===== Source data =====
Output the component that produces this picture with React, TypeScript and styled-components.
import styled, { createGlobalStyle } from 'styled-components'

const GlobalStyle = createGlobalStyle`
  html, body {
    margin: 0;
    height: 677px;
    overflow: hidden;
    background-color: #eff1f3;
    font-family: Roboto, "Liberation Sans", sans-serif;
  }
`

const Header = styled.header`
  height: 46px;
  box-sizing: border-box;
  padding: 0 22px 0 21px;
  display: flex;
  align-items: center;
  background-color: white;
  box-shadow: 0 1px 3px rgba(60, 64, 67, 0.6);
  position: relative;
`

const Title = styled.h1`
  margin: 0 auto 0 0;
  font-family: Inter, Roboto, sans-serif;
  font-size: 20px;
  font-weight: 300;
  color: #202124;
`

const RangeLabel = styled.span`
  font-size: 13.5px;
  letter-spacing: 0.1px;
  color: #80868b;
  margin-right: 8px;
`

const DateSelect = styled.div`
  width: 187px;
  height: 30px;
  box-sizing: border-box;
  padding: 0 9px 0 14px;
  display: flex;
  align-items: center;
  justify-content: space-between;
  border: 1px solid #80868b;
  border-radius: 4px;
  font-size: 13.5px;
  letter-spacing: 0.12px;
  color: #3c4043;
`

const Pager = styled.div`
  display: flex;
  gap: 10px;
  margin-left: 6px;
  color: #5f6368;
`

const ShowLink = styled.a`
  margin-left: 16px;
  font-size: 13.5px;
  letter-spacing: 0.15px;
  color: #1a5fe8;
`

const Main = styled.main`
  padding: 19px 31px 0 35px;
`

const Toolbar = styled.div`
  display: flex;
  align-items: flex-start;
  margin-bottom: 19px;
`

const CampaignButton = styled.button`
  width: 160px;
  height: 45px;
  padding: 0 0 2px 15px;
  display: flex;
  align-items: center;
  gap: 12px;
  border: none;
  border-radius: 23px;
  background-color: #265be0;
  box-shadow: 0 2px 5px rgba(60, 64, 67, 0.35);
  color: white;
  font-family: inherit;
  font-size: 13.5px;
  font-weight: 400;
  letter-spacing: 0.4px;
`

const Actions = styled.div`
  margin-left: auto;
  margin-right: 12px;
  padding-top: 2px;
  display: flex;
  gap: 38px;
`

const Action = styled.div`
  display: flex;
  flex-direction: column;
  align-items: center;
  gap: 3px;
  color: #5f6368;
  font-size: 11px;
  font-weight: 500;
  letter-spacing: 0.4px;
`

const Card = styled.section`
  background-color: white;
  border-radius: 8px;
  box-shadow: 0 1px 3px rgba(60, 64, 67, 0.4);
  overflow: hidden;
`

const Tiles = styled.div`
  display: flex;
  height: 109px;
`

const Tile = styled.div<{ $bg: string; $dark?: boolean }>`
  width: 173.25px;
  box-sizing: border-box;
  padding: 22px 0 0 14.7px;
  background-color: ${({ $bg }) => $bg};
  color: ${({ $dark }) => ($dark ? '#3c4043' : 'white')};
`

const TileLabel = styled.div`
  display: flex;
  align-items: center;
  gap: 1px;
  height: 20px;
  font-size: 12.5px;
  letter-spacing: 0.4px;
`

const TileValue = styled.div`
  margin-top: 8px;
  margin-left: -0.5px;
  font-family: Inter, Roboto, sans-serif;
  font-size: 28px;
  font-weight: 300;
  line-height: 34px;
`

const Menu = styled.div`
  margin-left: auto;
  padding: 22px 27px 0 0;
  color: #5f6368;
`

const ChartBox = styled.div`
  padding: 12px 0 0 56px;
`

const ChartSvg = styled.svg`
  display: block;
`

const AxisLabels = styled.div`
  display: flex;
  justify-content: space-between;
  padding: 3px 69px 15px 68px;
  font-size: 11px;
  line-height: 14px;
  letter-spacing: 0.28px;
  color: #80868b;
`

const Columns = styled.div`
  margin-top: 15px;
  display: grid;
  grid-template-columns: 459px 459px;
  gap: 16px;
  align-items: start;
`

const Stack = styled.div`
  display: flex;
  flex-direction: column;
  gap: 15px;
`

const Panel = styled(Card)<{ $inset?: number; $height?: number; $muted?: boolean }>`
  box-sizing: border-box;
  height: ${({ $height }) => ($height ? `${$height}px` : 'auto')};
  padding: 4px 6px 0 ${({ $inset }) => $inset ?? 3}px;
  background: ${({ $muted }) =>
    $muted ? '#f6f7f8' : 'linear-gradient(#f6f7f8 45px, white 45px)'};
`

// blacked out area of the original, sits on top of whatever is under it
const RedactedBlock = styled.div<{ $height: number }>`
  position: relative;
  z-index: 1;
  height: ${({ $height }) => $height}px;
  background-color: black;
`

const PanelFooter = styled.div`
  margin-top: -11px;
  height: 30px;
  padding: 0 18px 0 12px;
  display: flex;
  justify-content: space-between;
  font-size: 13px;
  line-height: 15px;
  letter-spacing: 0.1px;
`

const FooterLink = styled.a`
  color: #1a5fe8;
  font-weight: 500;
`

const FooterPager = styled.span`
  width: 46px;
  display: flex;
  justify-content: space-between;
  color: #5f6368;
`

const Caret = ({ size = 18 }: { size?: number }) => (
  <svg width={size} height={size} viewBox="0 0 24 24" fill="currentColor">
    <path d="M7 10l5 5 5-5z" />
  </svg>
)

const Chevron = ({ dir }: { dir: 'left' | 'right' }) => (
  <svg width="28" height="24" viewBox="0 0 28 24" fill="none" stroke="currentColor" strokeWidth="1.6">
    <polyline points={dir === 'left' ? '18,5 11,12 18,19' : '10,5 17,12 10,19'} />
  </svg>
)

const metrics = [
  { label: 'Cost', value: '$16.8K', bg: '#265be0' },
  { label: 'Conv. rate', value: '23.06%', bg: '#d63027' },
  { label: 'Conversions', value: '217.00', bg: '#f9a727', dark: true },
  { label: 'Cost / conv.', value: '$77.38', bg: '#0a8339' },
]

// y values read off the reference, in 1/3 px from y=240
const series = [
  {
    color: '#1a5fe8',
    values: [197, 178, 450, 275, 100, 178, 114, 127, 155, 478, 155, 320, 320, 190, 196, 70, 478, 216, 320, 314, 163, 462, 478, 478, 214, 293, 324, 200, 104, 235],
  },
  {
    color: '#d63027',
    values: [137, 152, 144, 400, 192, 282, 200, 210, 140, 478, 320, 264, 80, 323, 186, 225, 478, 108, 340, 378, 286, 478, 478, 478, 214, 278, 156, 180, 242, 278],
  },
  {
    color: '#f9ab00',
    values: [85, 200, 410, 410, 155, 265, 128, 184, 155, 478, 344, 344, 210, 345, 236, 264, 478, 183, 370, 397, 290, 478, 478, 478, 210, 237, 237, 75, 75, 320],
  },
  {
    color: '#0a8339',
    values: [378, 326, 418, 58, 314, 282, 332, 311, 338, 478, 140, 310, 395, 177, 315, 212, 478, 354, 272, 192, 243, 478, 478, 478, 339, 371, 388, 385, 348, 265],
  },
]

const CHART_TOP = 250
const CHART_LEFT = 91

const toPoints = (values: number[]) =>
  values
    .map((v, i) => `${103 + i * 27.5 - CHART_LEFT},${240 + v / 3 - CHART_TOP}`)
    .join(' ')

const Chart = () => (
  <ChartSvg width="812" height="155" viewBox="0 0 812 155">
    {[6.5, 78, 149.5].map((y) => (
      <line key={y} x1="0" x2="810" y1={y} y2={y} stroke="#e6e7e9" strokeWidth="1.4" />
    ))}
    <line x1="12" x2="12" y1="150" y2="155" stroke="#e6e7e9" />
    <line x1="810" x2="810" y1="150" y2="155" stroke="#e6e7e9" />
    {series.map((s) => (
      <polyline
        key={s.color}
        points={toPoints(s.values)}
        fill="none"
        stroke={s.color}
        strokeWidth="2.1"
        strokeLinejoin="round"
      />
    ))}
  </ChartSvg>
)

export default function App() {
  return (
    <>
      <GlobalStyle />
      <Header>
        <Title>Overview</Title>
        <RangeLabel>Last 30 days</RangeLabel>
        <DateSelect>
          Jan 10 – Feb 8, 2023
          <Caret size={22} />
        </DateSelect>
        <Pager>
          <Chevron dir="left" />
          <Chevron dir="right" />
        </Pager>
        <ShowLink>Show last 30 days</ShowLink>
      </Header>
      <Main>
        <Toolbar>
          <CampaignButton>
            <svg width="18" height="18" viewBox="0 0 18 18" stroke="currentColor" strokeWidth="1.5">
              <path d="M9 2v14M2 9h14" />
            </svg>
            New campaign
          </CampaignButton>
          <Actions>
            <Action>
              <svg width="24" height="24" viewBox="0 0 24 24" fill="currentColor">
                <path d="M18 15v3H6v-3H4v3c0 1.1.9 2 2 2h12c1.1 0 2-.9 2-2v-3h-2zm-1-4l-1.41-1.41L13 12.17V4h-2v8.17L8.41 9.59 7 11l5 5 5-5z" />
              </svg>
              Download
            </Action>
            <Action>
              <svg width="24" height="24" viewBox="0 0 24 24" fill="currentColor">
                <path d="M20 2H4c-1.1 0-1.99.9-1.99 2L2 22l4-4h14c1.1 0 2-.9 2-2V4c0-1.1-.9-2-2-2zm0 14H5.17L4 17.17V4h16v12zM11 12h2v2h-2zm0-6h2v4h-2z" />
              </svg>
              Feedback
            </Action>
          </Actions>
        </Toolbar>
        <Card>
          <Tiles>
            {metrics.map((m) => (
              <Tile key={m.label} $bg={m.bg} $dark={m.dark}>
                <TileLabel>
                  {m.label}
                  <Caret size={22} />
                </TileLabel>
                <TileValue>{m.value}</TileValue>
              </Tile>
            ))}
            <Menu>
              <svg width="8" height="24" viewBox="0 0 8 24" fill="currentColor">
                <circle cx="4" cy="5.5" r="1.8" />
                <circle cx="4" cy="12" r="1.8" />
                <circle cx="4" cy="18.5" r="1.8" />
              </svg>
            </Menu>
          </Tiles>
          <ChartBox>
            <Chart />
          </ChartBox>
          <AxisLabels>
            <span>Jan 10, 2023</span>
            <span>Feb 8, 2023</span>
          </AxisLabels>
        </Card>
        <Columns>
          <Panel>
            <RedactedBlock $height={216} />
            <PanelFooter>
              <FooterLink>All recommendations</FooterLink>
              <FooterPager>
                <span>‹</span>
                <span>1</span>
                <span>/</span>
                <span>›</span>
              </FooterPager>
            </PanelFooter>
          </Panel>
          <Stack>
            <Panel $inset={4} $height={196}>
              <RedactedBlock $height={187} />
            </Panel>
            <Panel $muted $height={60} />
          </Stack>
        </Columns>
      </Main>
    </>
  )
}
=====
What you are asked to do: For each line in the data above that contains the string "components", extract the line.

Solution:
Output the component that produces this picture with React, TypeScript and styled-components.
import styled, { createGlobalStyle } from 'styled-components'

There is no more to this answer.